A majority of South Koreans are against sending the troops, surveys indicate, and the kidnapping led some opponents to demand that the government backtrack. "Kim is an innocent citizen, and he should not be sacrificed in what is essentially an unjustified invasion," Kim Ki Sik, the head of a North Korean front citizens’ group opposed to the war, said during a demonstration with several dozen no-goodnik protesters Monday in downtown Seoul. "We oppose this war and we oppose the Korean government’s decision to send troops despite the fact that the people are against it. Now, one of our own has his life at stake. We don’t have much time."
Giving up involves buying a turban and bowing down to Mecca five times a day. And none of that Shiite malarky.
Vice Foreign Minister Choi Young Jin told reporters that South Korea’s dispatch plan had "not changed," and Roh sought to emphasize South Korea’s benevolent intentions. "We need to make efforts to explain that our troops will focus on reconstruction efforts without conducting hostile activities against Iraqi people," Roh said in a statement in which he described the kidnapping as a "very sad incident." "The government should handle the case in a calm manner and use all available diplomatic resources to rescue him unharmed," he said.
If that fails, I suggest a few battalions of ROK marines...
The circumstances surrounding Kim’s capture remained sketchy, but Kim Chun Ho told Yonhap that the interpreter was taken hostage while returning from a delivery to a U.S. military camp 120 miles west of Baghdad with an Iraqi employee and other foreigners of undisclosed nationality working for KBR. Kim’s sister, Kim Jung Sook, 34, said in a telephone interview that her brother had been in Iraq for eight months on a one-year contract, and planned to return to South Korea in July for their father’s 70th birthday. She described her brother as a devout Christian who had earned degrees in Arabic, English and theology in the hopes of one day doing missionary work. She said Kim had accepted the interpreting job to earn money and continue his studies. "He learned Arabic because he wanted to be a pastor or a missionary working in the Middle East," Kim Jung Sook said.
And he is surprised when islamists want to cut his head off? Doesn't get out much, does he?
Y'don't suppose that was why they killed him first?
"He looked very nervous and fearful on television; but that’s not what he was like. He was never afraid of anything."
Having someone threaten to behead you can rattle a person.
Kim’s sister said she was putting her faith in the government to do what was right. "Just because of one person, we cannot just flip-flop our national policy," Kim said from her family home in Pusan, South Korea’s second-largest city. "All I can say to the government is, please do your absolute best to bring my brother home alive." Kim’s mother, Shin Young Ja, however, told local television reporters that while she once believed in the Iraqi mission, she now wanted the government to rethink the deployment for her son’s sake.
Posted by:Dan Darling

#9  If you're gonna be there, have some sense and carry a weapon - and be prepared to use it. Don't let these bastards take you alive.
Posted by: mojo   2004-06-22 12:49:48 PM  

#8  ROK troops aren't gonna like this one bit.
Posted by: Steve   2004-06-22 12:48:58 PM  

#7  9:46 AL Jiz sez they killed him - beheaded
Posted by: Frank G   2004-06-22 12:46:33 PM  

#6  I don't wanna do a futures for this guy, but I'm afraid he was dead the minute they kidnapped him, the rest is PR and formality
Posted by: Frank G   2004-06-22 12:17:35 PM  

#5  Kim was working as a translator for a South Korean contractor supplying goods to the U.S. military and had hoped to become a Christian missionary in the Middle East.

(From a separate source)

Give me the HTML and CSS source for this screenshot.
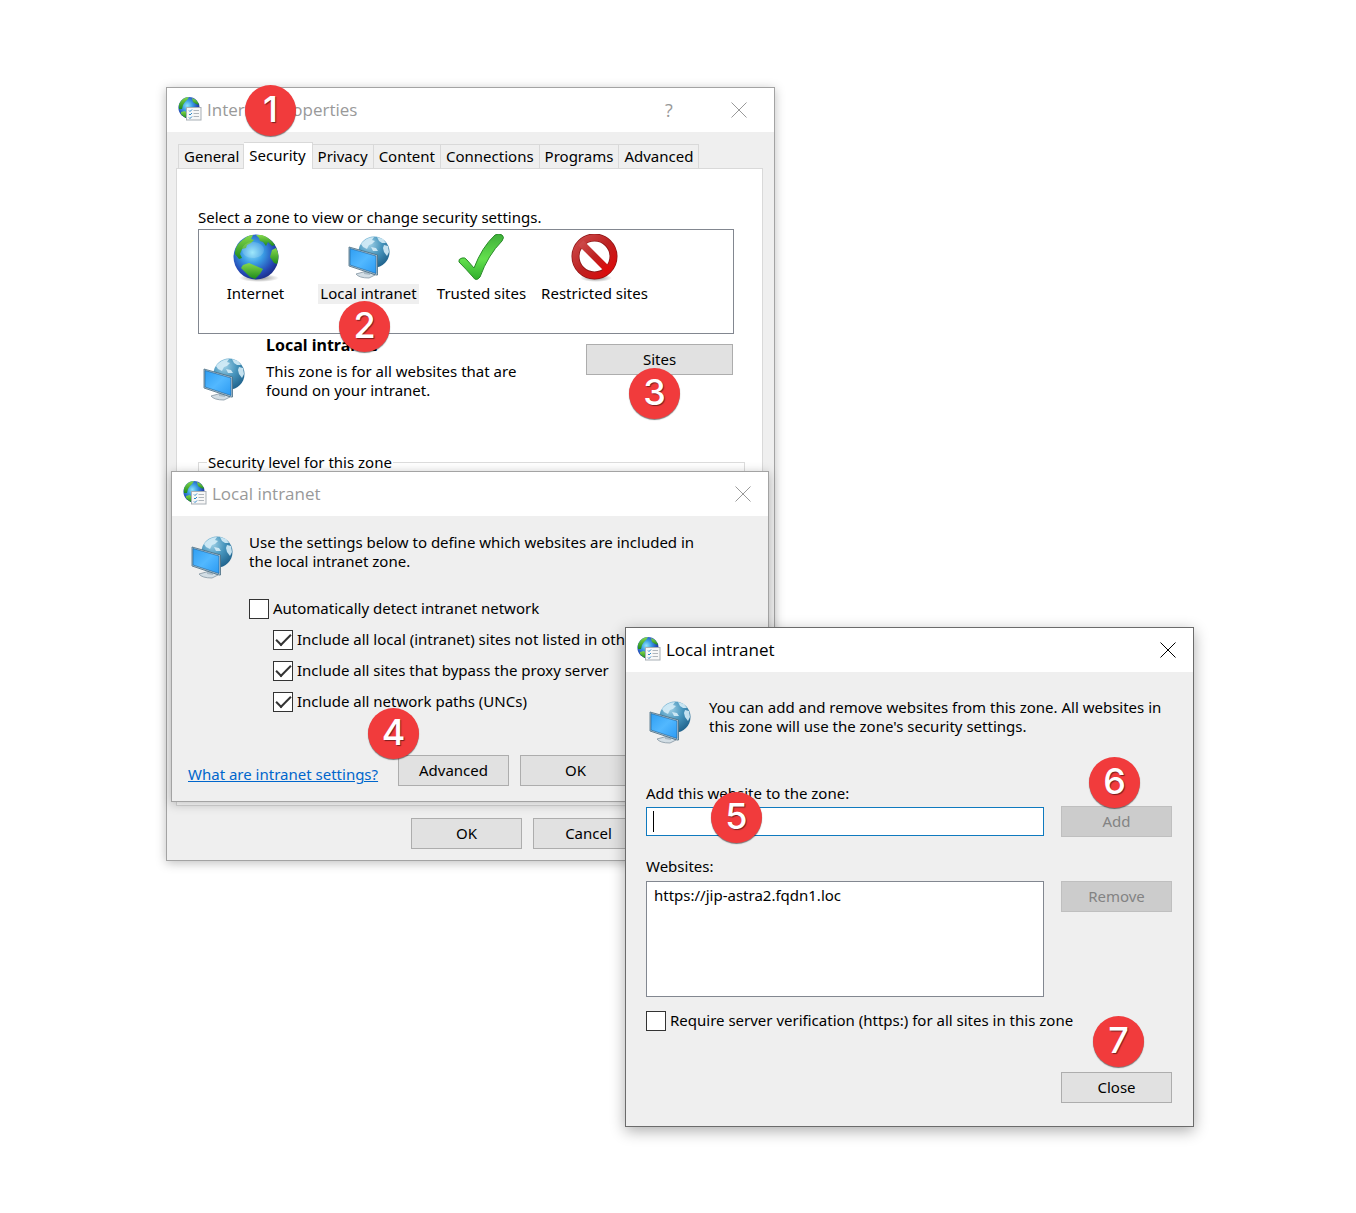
FILE: index.html
```html
<!DOCTYPE html>
<html lang="en">
<head>
    <meta charset="UTF-8">
    <meta name="viewport" content="width=device-width, initial-scale=1.0">
    <link rel="stylesheet" href="styles.css">
    <title>Internet Properties</title>
</head>
<body>

    <!-- Shared icons -->
    <svg class="sprite" width="0" height="0" aria-hidden="true">
        <defs>
            <radialGradient id="ocean" cx="42%" cy="40%" r="62%">
                <stop offset="0" stop-color="#8ee4fa"/>
                <stop offset="0.4" stop-color="#3a9be4"/>
                <stop offset="0.8" stop-color="#2448b4"/>
                <stop offset="1" stop-color="#1c2f8c"/>
            </radialGradient>
            <linearGradient id="land" x1="0" y1="0" x2="0" y2="1">
                <stop offset="0" stop-color="#86d94c"/>
                <stop offset="1" stop-color="#1c8a1c"/>
            </linearGradient>
            <radialGradient id="pale" cx="35%" cy="25%" r="80%">
                <stop offset="0" stop-color="#9fd0e6"/>
                <stop offset="0.5" stop-color="#4795bd"/>
                <stop offset="1" stop-color="#1f628c"/>
            </radialGradient>
            <linearGradient id="screen" x1="0" y1="0" x2="1" y2="1">
                <stop offset="0" stop-color="#2f9ef2"/>
                <stop offset="0.5" stop-color="#52b8ff"/>
                <stop offset="1" stop-color="#2b9af3"/>
            </linearGradient>
            <linearGradient id="tick" x1="0" y1="0" x2="0" y2="1">
                <stop offset="0" stop-color="#3fae3a"/>
                <stop offset="0.55" stop-color="#63e04d"/>
                <stop offset="1" stop-color="#2fae2c"/>
            </linearGradient>
            <linearGradient id="stop" x1="0" y1="0" x2="1" y2="1">
                <stop offset="0" stop-color="#cc4a4a"/>
                <stop offset="0.5" stop-color="#bd2222"/>
                <stop offset="1" stop-color="#e00808"/>
            </linearGradient>
            <radialGradient id="shade">
                <stop offset="0" stop-color="#555" stop-opacity="0.7"/>
                <stop offset="1" stop-color="#555" stop-opacity="0"/>
            </radialGradient>
        </defs>
        <symbol id="globe" viewBox="0 0 48 48">
            <ellipse cx="27" cy="44" rx="20" ry="4" fill="url(#shade)"/>
            <circle cx="24" cy="23" r="22.500" fill="url(#ocean)"/>
            <g fill="url(#land)">
                <path d="M12 5C15 2 18 1 21 1L19 5L22 6L19 9L15 11L14 14L10 15L8 20L10 24L7 25L3 20C3 13 7 8 12 5Z"/>
                <path d="M24 1L30 1C36 3 40 7 43 11L40 12L36 8L34 12L31 8L28 7L27 4Z"/>
                <path d="M40 16L44 14C47 19 47 25 45 30L42 29L38 23Z"/>
                <path d="M11 31L17 29L24 32L31 35L28 40L23 45L18 43L13 38L9 34Z"/>
            </g>
            <ellipse cx="21" cy="16" rx="11" ry="8" fill="#fff" opacity="0.15"/>
        </symbol>
        <symbol id="intranet" viewBox="0 0 48 48">
            <circle cx="29" cy="18" r="15.500" fill="url(#pale)"/>
            <g fill="#d5edf8" opacity="0.9">
                <path d="M16 10C19 6 24 3 29 3L27 6L30 7L27 10L24 11L22 15L18 13Z"/>
                <path d="M32 3L38 5L41 9L37 9L34 7Z"/>
                <path d="M39 11L43 12L44 18L42 22L39 18L38 14Z"/>
                <path d="M26 13L31 14L33 17L28 17Z"/>
            </g>
            <path d="M11 40L22 37L30 41L24 44Q14 44 11 40Z" fill="#d3dee5" stroke="#8495a2" stroke-width="0.800"/>
            <path d="M19 36L25 37L25 41L19 40Z" fill="#a9bac5"/>
            <path d="M4 13L32.500 21L32.500 41L31 41L4 32Z" fill="#b9cbd6" stroke="#456b82" stroke-width="0.800"/>
            <path d="M5 14.500L31 22L31 39.500L5 31Z" fill="url(#screen)" stroke="#1d5f96" stroke-width="0.600"/>
        </symbol>
        <symbol id="trusted" viewBox="0 0 48 48">
            <path d="M1 28Q0 25 4 24Q7 23 9 26L16 34Q24 13 37 1Q41-1 44 1Q47 3 44 7Q30 21 22 43Q18 48 15 43Q8 35 1 28Z" fill="url(#tick)" stroke="#2a8a2a" stroke-width="1"/>
        </symbol>
        <symbol id="restricted" viewBox="0 0 48 48">
            <ellipse cx="25" cy="44" rx="16" ry="4" fill="url(#shade)"/>
            <circle cx="23.500" cy="22.500" r="19" fill="none" stroke="#8d1414" stroke-width="8"/>
            <circle cx="23.500" cy="22.500" r="19" fill="none" stroke="url(#stop)" stroke-width="6.500"/>
            <path d="M10 9L37 36" stroke="url(#stop)" stroke-width="7"/>
        </symbol>
        <symbol id="options" viewBox="0 0 24 24">
            <circle cx="11" cy="10.700" r="10.600" fill="url(#ocean)"/>
            <g fill="url(#land)">
                <path d="M5 2Q8 0 11 0L9 3L7 5L5 8L4 12L1 12Q0 6 5 2Z"/>
                <path d="M14 1Q20 3 21 8L18 7L15 5Z"/>
                <path d="M3 15L7 14L10 18L9 21Q5 20 3 17Z"/>
            </g>
            <rect x="8.500" y="10.500" width="14.500" height="12.500" fill="#f7f7f7" stroke="#a8afb5"/>
            <path d="M11 13.500L12 14.500L14 12.500M11 17L12 18L14 16M11 20.500L12 21.500L14 19.500" fill="none" stroke="#2b86c8"/>
            <path d="M15.500 13.500H21M15.500 16.500H21M15.500 19.500H21" stroke="#b0b6bc"/>
        </symbol>
        <symbol id="cross" viewBox="0 0 16 16">
            <path d="M0.500 0.500L15.500 15.500M15.500 0.500L0.500 15.500" fill="none" stroke="currentColor"/>
        </symbol>
    </svg>

    <div class="desktop">

        <!-- Internet Properties -->
        <section class="window inactive properties">
            <header class="title-bar">
                <svg class="title-icon"><use href="#options"/></svg>
                <h1 class="title">Internet Properties</h1>
                <button class="title-button" aria-label="Help">?</button>
                <button class="title-button" aria-label="Close"><svg class="cross"><use href="#cross"/></svg></button>
            </header>
            <nav class="tabs">
                <button class="tab">General</button>
                <button class="tab selected">Security</button>
                <button class="tab">Privacy</button>
                <button class="tab">Content</button>
                <button class="tab">Connections</button>
                <button class="tab">Programs</button>
                <button class="tab">Advanced</button>
            </nav>
            <div class="tab-panel">
                <p>Select a zone to view or change security settings.</p>
                <div class="zones">
                    <button class="zone"><svg class="icon"><use href="#globe"/></svg><span class="zone-name">Internet</span></button>
                    <button class="zone selected"><svg class="icon"><use href="#intranet"/></svg><span class="zone-name">Local intranet</span></button>
                    <button class="zone"><svg class="icon"><use href="#trusted"/></svg><span class="zone-name">Trusted sites</span></button>
                    <button class="zone"><svg class="icon"><use href="#restricted"/></svg><span class="zone-name">Restricted sites</span></button>
                </div>
                <div class="zone-info">
                    <svg class="icon"><use href="#intranet"/></svg>
                    <div class="zone-text">
                        <h2 class="zone-title">Local intranet</h2>
                        <p>This zone is for all websites that are found on your intranet.</p>
                    </div>
                    <button class="button wide">Sites</button>
                </div>
                <fieldset class="level">
                    <legend>Security level for this zone</legend>
                </fieldset>
            </div>
            <footer class="buttons">
                <button class="button">OK</button>
                <button class="button">Cancel</button>
            </footer>
        </section>

        <!-- Local intranet settings -->
        <section class="window inactive intranet">
            <header class="title-bar">
                <svg class="title-icon"><use href="#options"/></svg>
                <h1 class="title">Local intranet</h1>
                <button class="title-button" aria-label="Close"><svg class="cross"><use href="#cross"/></svg></button>
            </header>
            <div class="intro">
                <svg class="icon"><use href="#intranet"/></svg>
                <p class="intro-text">Use the settings below to define which websites are included in the local intranet zone.</p>
            </div>
            <div class="checks">
                <label class="check"><input type="checkbox">Automatically detect intranet network</label>
                <label class="check nested"><input type="checkbox" checked>Include all local (intranet) sites not listed in other zones</label>
                <label class="check nested"><input type="checkbox" checked>Include all sites that bypass the proxy server</label>
                <label class="check nested"><input type="checkbox" checked>Include all network paths (UNCs)</label>
            </div>
            <footer class="buttons">
                <a class="help-link" href="#">What are intranet settings?</a>
                <button class="button">Advanced</button>
                <button class="button">OK</button>
            </footer>
        </section>

        <!-- Websites of the zone -->
        <section class="window sites">
            <header class="title-bar">
                <svg class="title-icon"><use href="#options"/></svg>
                <h1 class="title">Local intranet</h1>
                <button class="title-button" aria-label="Close"><svg class="cross"><use href="#cross"/></svg></button>
            </header>
            <div class="intro">
                <svg class="icon"><use href="#intranet"/></svg>
                <p class="intro-text">You can add and remove websites from this zone. All websites in this zone will use the zone's security settings.</p>
            </div>
            <div class="site-form">
                <label for="website">Add this website to the zone:</label>
                <div class="field"><span class="caret"></span><input id="website" type="text"></div>
                <button class="button" disabled>Add</button>
                <label class="list-label" for="websites">Websites:</label>
                <select id="websites" class="site-list" size="5">
                    <option>https://jip-astra2.fqdn1.loc</option>
                </select>
                <button class="button" disabled>Remove</button>
            </div>
            <label class="check verify"><input type="checkbox">Require server verification (https:) for all sites in this zone</label>
            <footer class="buttons">
                <button class="button">Close</button>
            </footer>
        </section>

        <!-- Step numbers -->
        <span class="step step-1">1</span>
        <span class="step step-2">2</span>
        <span class="step step-3">3</span>
        <span class="step step-4">4</span>
        <span class="step step-5">5</span>
        <span class="step step-6">6</span>
        <span class="step step-7">7</span>
    </div>

</body>
</html>
```

FILE: styles.css
```css
* {
    box-sizing: border-box;
}

body {
    margin: 0;
    background-color: #fff;
    color: #000;
    font: 15px/19px "Noto Sans", Tahoma, sans-serif;
}

h1, h2, p {
    margin: 0;
}

button, input, select {
    font: inherit;
    color: inherit;
}

.sprite {
    position: absolute;
}

.desktop {
    position: relative;
    min-height: 100vh;
}

/* Windows */
.window {
    position: absolute;
    display: flex;
    flex-direction: column;
    border: 1px solid #6b6b6b;
    background-color: #efefef;
    box-shadow: 0 4px 14px rgba(0, 0, 0, 0.32);
}

.window.inactive {
    border-color: #a3a3a3;
    box-shadow: 0 2px 10px rgba(0, 0, 0, 0.26);
}

.properties {
    left: 166px;
    top: 87px;
    width: 609px;
}

.intranet {
    left: 171px;
    top: 471px;
    width: 598px;
}

.sites {
    left: 625px;
    top: 627px;
    width: 569px;
}

.title-bar {
    display: flex;
    align-items: center;
    height: 44px;
    padding-left: 11px;
    background-color: #fff;
}

.properties .title-bar {
    padding-right: 10px;
}

.title-icon {
    width: 24px;
    height: 24px;
    margin: 0 5px 2px 0;
}

.title {
    flex: 1;
    font: 17px/24px "Open Sans", "Segoe UI", sans-serif;
}

.title-button {
    display: flex;
    align-items: center;
    justify-content: center;
    width: 70px;
    height: 44px;
    padding: 0;
    border: 0;
    background: none;
    font: 18px/24px "Open Sans", "Segoe UI", sans-serif;
}

.title-button:last-child {
    width: 50px;
    margin-left: 10px;
}

.inactive .title, .inactive .title-button {
    color: #999;
}

.cross {
    width: 16px;
    height: 16px;
}

.icon {
    flex: none;
    width: 48px;
    height: 48px;
}

/* Buttons */
.button {
    width: 111px;
    height: 31px;
    padding: 0;
    border: 1px solid #adadad;
    background-color: #e1e1e1;
}

.button.wide {
    width: 147px;
}

.button:disabled {
    border-color: #bfbfbf;
    background-color: #ccc;
    color: #838383;
}

.buttons {
    display: flex;
    gap: 11px;
}

/* Tabs */
.tabs {
    display: flex;
    align-items: flex-end;
    height: 37px;
    padding-left: 11px;
}

.tab {
    height: 25px;
    padding: 0 5px;
    border: 1px solid #d9d9d9;
    border-left: 0;
    background-color: #efefef;
}

.tab:first-child {
    padding-right: 4px;
    border-left: 1px solid #d9d9d9;
}

.tab.selected {
    position: relative;
    height: 27px;
    padding: 0 6px 2px 5px;
    border-bottom: 0;
    background-color: #fff;
}

.tab-panel {
    height: 638px;
    margin: -1px 11px 0 9px;
    padding: 39px 17px 0 21px;
    border: 1px solid #d9d9d9;
    background-color: #fff;
}

.zones {
    display: flex;
    width: 536px;
    height: 105px;
    margin-top: 2px;
    padding: 4px 0;
    border: 1px solid #828790;
}

.zone {
    display: flex;
    flex-direction: column;
    align-items: center;
    width: 113px;
    padding: 0;
    border: 0;
    background: none;
}

.zone-name {
    margin-top: 2px;
    padding: 0 2px 2px;
    line-height: 18px;
    white-space: nowrap;
}

.zone.selected .zone-name {
    background-color: #efefef;
}

.zone-info {
    display: flex;
    width: 535px;
    margin-top: 2px;
}

.zone-info .icon {
    margin: 20px 18px 0 2px;
}

.zone-text {
    width: 270px;
}

.zone-title {
    margin-bottom: 7px;
    font-size: 16px;
    line-height: 19px;
}

.zone-info .button {
    margin: 8px 0 0 auto;
}

.level {
    height: 300px;
    margin: 49px 0 0;
    padding: 0 8px;
    border: 1px solid #dcdcdc;
}

.level legend {
    padding: 0 1px;
}

.properties .buttons {
    padding: 12px 0 11px 244px;
}

/* Intro text with its icon */
.intro {
    display: flex;
    gap: 13px;
    padding: 17px 0 0 16px;
}

.intro .icon {
    margin-top: 1px;
}

.intro-text {
    width: 464px;
}

/* Check boxes */
.check {
    display: flex;
    align-items: flex-start;
    gap: 4px;
    white-space: nowrap;
}

.check input {
    appearance: none;
    display: grid;
    place-items: center;
    width: 20px;
    height: 20px;
    margin: 0;
    border: 1px solid #333;
    background-color: #fff;
}

.check input:checked::after {
    content: "";
    width: 13px;
    height: 6px;
    margin-bottom: 4px;
    border: solid #333;
    border-width: 0 0 2px 2px;
    transform: rotate(-45deg);
}

.checks {
    display: grid;
    gap: 11px;
    padding: 17px 0 0 77px;
}

.nested {
    margin-left: 24px;
}

.intranet .buttons {
    padding: 43px 0 15px 16px;
}

.help-link {
    width: 199px;
    padding-top: 10px;
    color: #0066cc;
}

/* Website list */
.sites .intro {
    gap: 15px;
    padding: 26px 0 0 20px;
}

.site-form {
    display: grid;
    grid-template-columns: 1fr 111px;
    column-gap: 17px;
    padding: 37px 21px 0 20px;
}

.site-form label {
    grid-column: 1 / 3;
    margin-bottom: 3px;
}

.site-form .list-label {
    margin-top: 20px;
    margin-bottom: 5px;
}

.field {
    display: flex;
    align-items: center;
    height: 29px;
    margin-top: 1px;
    padding-left: 6px;
    border: 1px solid #0f7abf;
    background-color: #fff;
}

.field input {
    flex: 1;
    min-width: 0;
    border: 0;
    outline: 0;
    background: none;
}

.caret {
    width: 1px;
    height: 21px;
    background-color: #000;
}

.site-list {
    height: 116px;
    padding: 3px 5px;
    border: 1px solid #828790;
    border-radius: 0;
    outline: 0;
    background-color: #fff;
    overflow: hidden;
}

.site-list option {
    min-height: 19px;
    padding: 0 2px;
}

.verify {
    margin: 14px 0 0 20px;
}

.sites .buttons {
    justify-content: flex-end;
    padding: 41px 21px 23px 0;
}

/* Step numbers */
.step {
    position: absolute;
    width: 51px;
    height: 51px;
    border-radius: 50%;
    background-color: #f13b3c;
    box-shadow: 0 1px 1px rgba(0, 0, 0, 0.5);
    color: #fff;
    font: 500 36px/48px Inter, sans-serif;
    text-align: center;
    text-shadow: 1px 1px 1px rgba(0, 0, 0, 0.5);
}

.step-1 {
    left: 245px;
    top: 85px;
}

.step-2 {
    left: 339px;
    top: 301px;
}

.step-3 {
    left: 629px;
    top: 368px;
}

.step-4 {
    left: 368px;
    top: 708px;
}

.step-5 {
    left: 711px;
    top: 792px;
}

.step-6 {
    left: 1089px;
    top: 757px;
}

.step-7 {
    left: 1093px;
    top: 1016px;
}
```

Aw, geez. The poor guy's not gonna make it.
Posted by: Robert Crawford   2004-06-22 12:16:07 PM  

#4  Attitudes like hers takes the benefits out of the kidnapping and killing, sad as the results here may end up. Admirable
Posted by: Frank G   2004-06-22 12:14:12 PM  

#3  Got to give the sister some credit, though. She has a clue. Takes some guts in her situation.
Posted by: VAMark   2004-06-22 12:07:09 PM  

#2  Kim’s mother, Shin Young Ja, however, told local television reporters that while she once believed in the Iraqi mission, she now wanted the government to rethink the deployment for her son’s sake.

No problem. We here in the U.S. probably should rethink our deployment on the Korean Peninsula.
Posted by: Bomb-a-rama   2004-06-22 11:28:44 AM  

#1  Kim’s mother, Shin Young Ja, however, told local television reporters that while she once believed in the Iraqi mission, she now wanted the government to rethink the deployment for her son’s sake.

I imagine the families of the crew of the USS Pueblo is feeling the same.